Of course, mastering BJJ is no guarantee that your physical safety won’t be compromised if you stand your ground before a hostile audience. And I wouldn’t say that’s the primary reason to practice it. But anyone “in the arena” should at least know something about how to protect themselves and others in the event of confrontation. This is not a call to start fights or to intercede in situations that can get you killed, of course. It is only a reminder that the virtue of manliness has always had something to do with the ability to fight, even if virtue as a whole is not reducible to that ability.
Writing about liberal education, Leo Strauss once reflected beautifully on the intellectual experience of understanding. He said, “We cannot exert our understanding without from time to time understanding something of importance; and this act of understanding may be accompanied by the awareness of our understanding, by the understanding of understanding, by noesis noesos, and this is so high, so pure, so noble an experience that Aristotle could ascribe it to his God.” Strauss was talking about understanding great books. But his words capture the joy of learning more broadly, and they apply to Jiu-Jitsu specifically.

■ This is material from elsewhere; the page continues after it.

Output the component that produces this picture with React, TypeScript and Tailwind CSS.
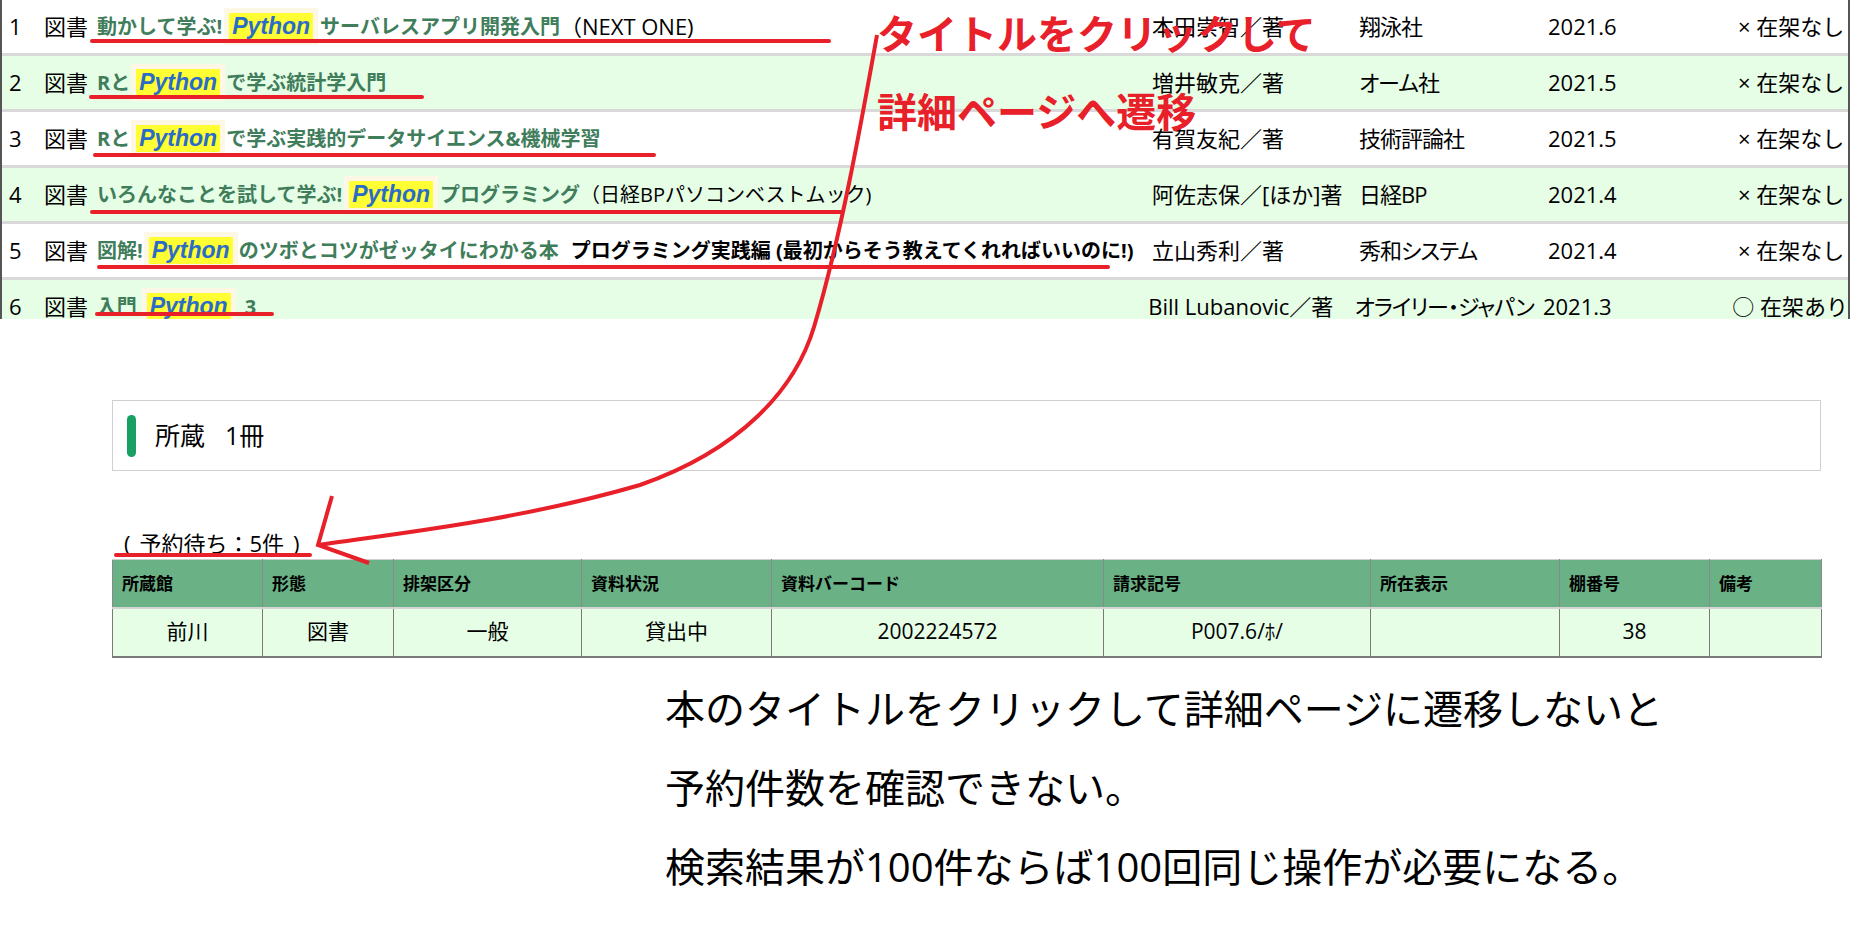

Understanding how your body moves and how you can use it to oppose the strategic force of a training partner may not be as “deep” as understanding whether the world is created or eternal. But it is not trivial. We don’t need to be Nietzscheans to recognize that the quality of our thoughts is related to the vitality of our bodies, or that thinking joyously is a kind of dance. Even Socrates danced, and Plato wrestled. We are not disembodied spirits. There is a bodily noesis. You feel a new awareness in your movements, and a new coherence and integrity in your life.